- [DIRECTIONS]:
Write out again, word for word, the lines below from the line that holds "Clone this screenshot" through the line that holds "import React from", omitting pictures.

- [PROVIDED RECORDS]:
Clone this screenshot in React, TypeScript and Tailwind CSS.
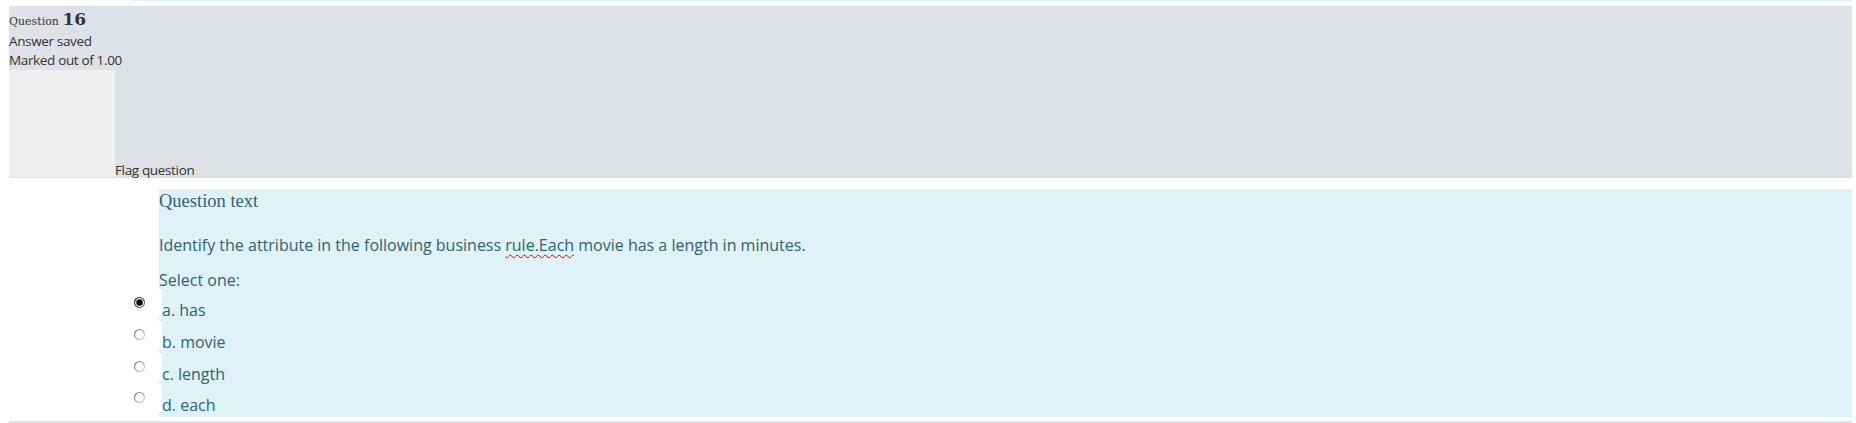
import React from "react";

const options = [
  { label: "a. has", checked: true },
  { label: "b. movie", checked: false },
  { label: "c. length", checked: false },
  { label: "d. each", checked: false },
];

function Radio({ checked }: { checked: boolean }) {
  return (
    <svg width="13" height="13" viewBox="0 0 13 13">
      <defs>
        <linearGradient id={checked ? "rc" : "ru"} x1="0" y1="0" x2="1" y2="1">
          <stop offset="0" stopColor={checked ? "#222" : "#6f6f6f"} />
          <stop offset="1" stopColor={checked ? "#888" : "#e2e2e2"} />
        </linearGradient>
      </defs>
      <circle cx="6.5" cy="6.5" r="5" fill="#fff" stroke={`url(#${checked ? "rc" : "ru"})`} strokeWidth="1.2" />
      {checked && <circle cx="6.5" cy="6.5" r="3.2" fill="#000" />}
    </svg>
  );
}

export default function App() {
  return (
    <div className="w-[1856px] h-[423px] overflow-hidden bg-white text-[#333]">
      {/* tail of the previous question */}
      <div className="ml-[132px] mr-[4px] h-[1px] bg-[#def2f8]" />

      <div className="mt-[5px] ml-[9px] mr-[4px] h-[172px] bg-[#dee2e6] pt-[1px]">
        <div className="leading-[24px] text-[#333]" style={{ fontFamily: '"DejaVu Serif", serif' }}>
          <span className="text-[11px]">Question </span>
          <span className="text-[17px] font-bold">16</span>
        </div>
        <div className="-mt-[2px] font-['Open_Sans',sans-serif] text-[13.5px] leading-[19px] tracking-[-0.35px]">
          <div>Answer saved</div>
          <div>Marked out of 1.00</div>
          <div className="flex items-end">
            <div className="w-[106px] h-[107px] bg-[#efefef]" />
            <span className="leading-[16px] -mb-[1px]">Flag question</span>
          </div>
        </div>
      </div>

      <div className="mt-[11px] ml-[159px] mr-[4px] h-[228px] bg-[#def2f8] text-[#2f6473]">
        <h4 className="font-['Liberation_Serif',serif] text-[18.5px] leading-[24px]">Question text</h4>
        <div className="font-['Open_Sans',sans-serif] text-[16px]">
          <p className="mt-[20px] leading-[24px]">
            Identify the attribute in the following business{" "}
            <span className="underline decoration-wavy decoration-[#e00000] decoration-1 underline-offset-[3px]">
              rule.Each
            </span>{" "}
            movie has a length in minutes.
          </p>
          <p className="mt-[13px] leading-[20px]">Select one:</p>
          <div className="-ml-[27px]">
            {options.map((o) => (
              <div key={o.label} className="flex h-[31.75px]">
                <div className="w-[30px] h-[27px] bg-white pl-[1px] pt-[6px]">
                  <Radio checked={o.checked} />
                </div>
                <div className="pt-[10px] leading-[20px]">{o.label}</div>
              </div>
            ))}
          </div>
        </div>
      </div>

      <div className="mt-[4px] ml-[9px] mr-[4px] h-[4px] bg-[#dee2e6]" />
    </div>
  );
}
* * *
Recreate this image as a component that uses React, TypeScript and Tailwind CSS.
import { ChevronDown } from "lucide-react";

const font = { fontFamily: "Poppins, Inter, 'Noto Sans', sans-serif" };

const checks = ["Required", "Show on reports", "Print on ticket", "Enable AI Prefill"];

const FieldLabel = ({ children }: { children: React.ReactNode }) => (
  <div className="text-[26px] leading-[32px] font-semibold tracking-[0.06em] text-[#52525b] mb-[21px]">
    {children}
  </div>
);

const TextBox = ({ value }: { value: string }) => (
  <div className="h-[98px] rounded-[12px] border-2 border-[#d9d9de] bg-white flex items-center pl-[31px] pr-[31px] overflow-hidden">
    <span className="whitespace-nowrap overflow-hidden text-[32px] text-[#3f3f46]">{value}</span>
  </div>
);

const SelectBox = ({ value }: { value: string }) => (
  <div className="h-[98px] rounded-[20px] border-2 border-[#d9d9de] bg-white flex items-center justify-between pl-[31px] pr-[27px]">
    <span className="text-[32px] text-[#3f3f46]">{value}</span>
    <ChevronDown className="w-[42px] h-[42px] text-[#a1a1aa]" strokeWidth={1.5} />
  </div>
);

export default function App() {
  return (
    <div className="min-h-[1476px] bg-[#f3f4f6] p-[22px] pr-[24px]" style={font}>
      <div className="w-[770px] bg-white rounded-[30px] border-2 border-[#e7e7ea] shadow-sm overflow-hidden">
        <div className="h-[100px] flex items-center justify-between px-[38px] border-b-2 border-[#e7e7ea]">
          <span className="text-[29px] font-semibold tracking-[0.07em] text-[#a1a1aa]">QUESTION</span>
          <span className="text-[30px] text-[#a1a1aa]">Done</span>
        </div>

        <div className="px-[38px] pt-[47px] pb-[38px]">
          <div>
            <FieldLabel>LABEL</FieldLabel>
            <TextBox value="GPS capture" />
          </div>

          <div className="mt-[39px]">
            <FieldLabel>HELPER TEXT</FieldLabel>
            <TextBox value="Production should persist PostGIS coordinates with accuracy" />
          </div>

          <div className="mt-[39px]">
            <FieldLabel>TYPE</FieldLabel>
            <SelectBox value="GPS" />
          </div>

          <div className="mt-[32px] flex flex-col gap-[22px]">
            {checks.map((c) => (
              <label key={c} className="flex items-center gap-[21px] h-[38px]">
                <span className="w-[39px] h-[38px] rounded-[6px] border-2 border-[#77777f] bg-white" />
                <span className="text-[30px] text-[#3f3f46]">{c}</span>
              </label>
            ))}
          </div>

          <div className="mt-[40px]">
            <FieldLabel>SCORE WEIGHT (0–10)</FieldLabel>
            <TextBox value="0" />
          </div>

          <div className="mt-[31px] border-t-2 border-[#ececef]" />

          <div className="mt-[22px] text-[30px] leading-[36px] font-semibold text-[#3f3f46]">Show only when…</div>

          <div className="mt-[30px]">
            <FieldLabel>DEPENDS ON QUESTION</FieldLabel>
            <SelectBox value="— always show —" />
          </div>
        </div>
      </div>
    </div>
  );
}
...
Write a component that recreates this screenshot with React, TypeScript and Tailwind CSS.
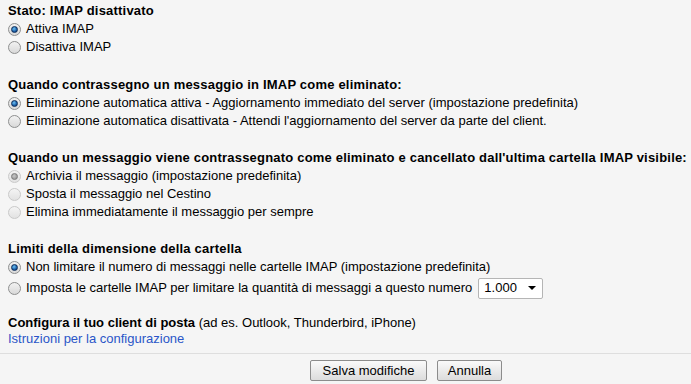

- [RESULT]:
Clone this screenshot in React, TypeScript and Tailwind CSS.
import React from "react";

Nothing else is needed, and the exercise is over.